Die erklärte Zielgruppe waren also die Hippies und Hipster, denen LSD und THC keine Fremdworte waren, für die jedoch die Monkees nach wie vor ein rotes Tuch waren - man denke an Alexander Klaws, der plötzlich mit den Einstürzenden Neubauten eine Platte aufnimmt...
Heutzutage hat Head eine kleine, aber feine Kultgemeinde um sich geschart; auf der Rotten Tomatoes Website bekommt der Film immerhin einen Metascore von 75% und selbst Leute wie Roger Ebert und Kim Newman fanden nette Worte...
Schaue ich mir Head an, so habe ich das Gefühl vier Künstlern beim kalkulierten, öffentlichen Selbstmord zuzuschauen und ich bin mir nie ganz sicher, ob der Faktor der Kalkulation nun gerade das Tolle oder das Abgeschmackte an diesem Werk darstellt. Nun, im Zweifel wohl für den Angeklagten!

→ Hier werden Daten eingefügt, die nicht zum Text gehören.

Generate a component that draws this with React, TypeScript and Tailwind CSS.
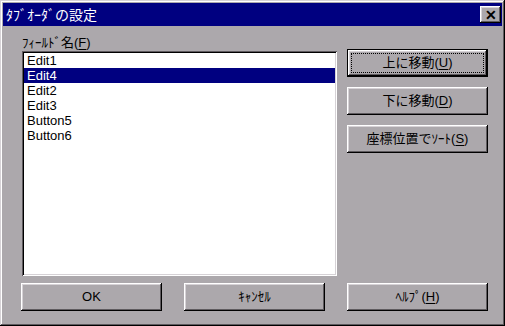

Waren die Monkees es leid, sich zum Affen zu machen, so schufen sie mit Head einen wild tanzenden, benebelten King Kong, dem es mehrfach gelingt, sein verblüfftes Publikum aufs Neue zu überraschen - und wer steht nicht auf manisch schwofende Primaten?


Fazit: Bunt, schrill, schräg, aber trotzdem stets irgendwie sehr geschmackvoll und wohl durchdacht - ein interessantes Unikum voller großer Momente und großer Charaktere (Carey, Zappa, Hopper, Nicholson, Rafelson, Sonny Liston und ein letztes Mal Tor 'Plan 9' Johnson).